I couldn’t resist taking a photo of a big pothole on the platform in Minot, North Dakota. The hand-painted sign says “DO NOT STOP”.
Most of the time, especially in the past few years, the Builder’s on-time problem has been freight congestion … more specifically, the oil trains.There are many times the number that were running up here before the big oil discovery in the Williston area a few years ago, and they have been cluttering up great stretches of the Builder’s route.
In fairness, I must say that throughout the day today I have seen quite a lot of what certainly appears to be new track, both sidings and double track. Indeed, we have repeatedly heard about the multi-billions BNSF is spending to increase capacity. Still, that increased congestion, plus a couple of unusually awful winters, has done damage to this train’s proud reputation. There’s just no overlooking the fact that the Empire Builder’s On Time Performance is consistently lousy. Padding in the schedule helped a bit today and we arrived in Seattle exactly 3:30 late.
Personally, I don’t connect anymore; I overnight. It’s just a lot safer. But a lot of people can’t or just don’t. There was at least one couple on board that is supposed to connect in Seattle with a bus that will take them to Vancouver for the start off on an Alaskan cruise. Their connection time in Seattle was three hours. Multiply that by other passengers on other Builders missing other connections and it all adds up to costing Amtrak a lot of dollars and a great deal of good will and lost future business.
And you don’t hear a damn peep about this from the think-small crowd in Congress. They’re too busy trying to reduce Amtrak’s pitifully small subsidy and passing a law requiring Amtrak to accommodate pets and demanding that Amtrak cut costs in its dining cars. Can you find any sense in any of that? I sure as hell can’t.

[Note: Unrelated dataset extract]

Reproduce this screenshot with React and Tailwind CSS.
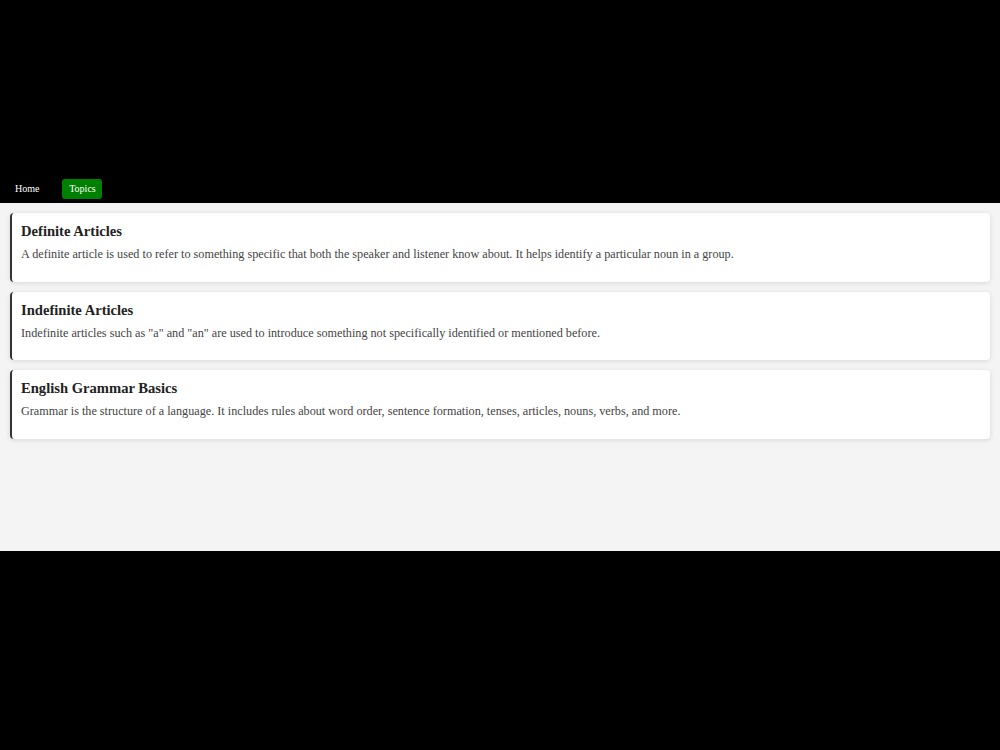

It’s also the case that management of BNSF owes a legally-enforceable fiduciary duty to manage the affairs of the corporation for the benefit of its owners (here, Berkshire-Hathaway), not for anyone else. The suggestion that BNSF should clear the railroad to make way for a tenant, and a poorly-paying tenant at that, is simply wrong and indefensible. If Amtrak wants superior dispatching for its trains, it needs to get out its checkbook and head down to Ft. Worth to bargain, and pay, for that. BNSF is already doing more than it is legally or morally obligated to do to keep the Empire Builder or any other Amtrak train on schedule.
The Empire Builder doesn’t take any subsidy. Its revenues more than cover its costs of operation. At least that’s what Amtrak told a U.S. Senator recently.
And Amtrak is hardly in a position to criticize BNSF for conducting its business for the benefit of its customers and shareholders. Perhaps if Amtrak paid BNSF the fair market value of its use of BNSF facilities, it would have standing to complain. The history of this line is that BNSF dispatchers always do their level best to keep 7 and 8 moving, even at the expense of regularly holding BNSF’s hottest trains in sidings for the Empire Builder.
It’s troubling for me to hear talk about the profitability (or lack thereof) of specific Amtrak trains, as opposed to the entire system. That just invites members of Congress like Pete Sessions of Texas to start lopping off routes from the bottom … routes that may be providing essential public transportation for a lot of people. As for BNSF, if they’re doing their level best to run the Builder on time — one train a day! — it strikes me as a pretty feeble effort.
Actually, Amtrak stated that ALL of the LD trains–as a group–produce a positive net cash flow, and that the elimination of all of the LD trains as a group would increase, not decrease, the annual subsidy needed to run what was left of the system.
What is really a shame is that the so-called National Assiociation of Railroad Passengers has never done a thing to correct the record on Amtrak’s fatuous and utterly false statements that the various LD trains, especially the Sunset Limited, “lose $xxx per passenger.” A campaign to correct that misimpression would go a long way to cut off the enemies in Congress, who, after all, are only reacting rationally to what Amtrak and NARP tell them the financial results of operations of these trains is.
Agreed! Furthermore, I hope you will take a fresh look at NARP in the months ahead. We have a terrific new president and CEO in Jim Mathews and, if I have anything to say about it, we’ll do our very best to organize an effort to counter all the misinformation that has become accepted as fact by an increasingly lazy media, as in the examples you have cited. In fairness, it is not accurate to say NARP “has never done a thing” to refute that stuff. But what little we’ve been able to do has been done by amateur volunteers. It is my hope and expectation that that will soon change. Finally, it is true that NARP has, in the past, rarely criticized Amtrak publicly, even when criticism has been deserved. That does not mean our views have not been expressed forcefully one-on-one, especially over the past couple of years. Right or wrong, the rationale has been that Amtrak gets more than enough public criticism without NARP joining in. At any rate, I do hope you will keep an open mind and judge NARP by our future actions and activities. And I truly appreciate receiving comments from such a well known authority. Aloha and mahalo.